Wikipedia has some historical insight:
History of opposition to smoking
Pope Urban VII's 13-day papal reign included the world's first known public smoking ban in 1590 when he threatened to excommunicate anyone who "took tobacco in the porchway of or inside a church, whether it be by chewing it, smoking it with a pipe or sniffing it in powdered form through the nose".[2] The earliest citywide European smoking bans were enacted in Bavaria, Kursachsen, and certain parts of Austria in the late 17th century.In 1604, King James I of England wrote A Counterblast to Tobacco, where he described smoking as: "A custome loathsome to the eye, hateful to the nose, harmeful to the brain, dangerous to the lungs, and in the black stinking fume thereof, nearest resembling the horrible Stigian smoke of the pit that is bottomeless."

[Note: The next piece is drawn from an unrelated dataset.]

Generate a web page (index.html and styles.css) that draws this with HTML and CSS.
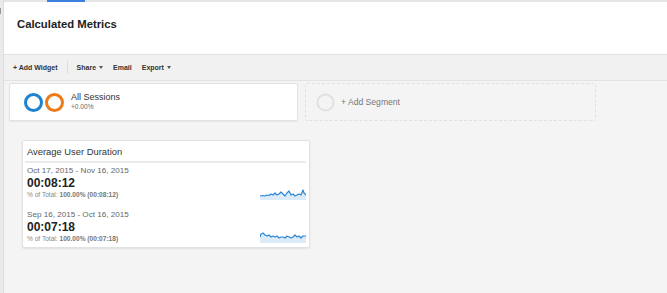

Smoking was banned in Berlin in 1723, in Königsberg in 1742, and in Stettin in 1744. These bans were repealed in the revolutions of 1848.[3]
Although not a government entity, in 1833 the Church of Jesus Christ of Latter Day Saints introduced the Word of Wisdom into its doctrine, which in addition to other things, said that tobacco should not be smoked or chewed.
The Nazi Party imposed a tobacco ban in every German university, post office, military hospital and Nazi Party office, under the auspices of Karl Astel's Institute for Tobacco Hazards Research, created in 1941 under orders from Adolf Hitler.[4] Major anti-tobacco campaigns were widely broadcast by the Nazis until the demise of the regime in 1945.[5]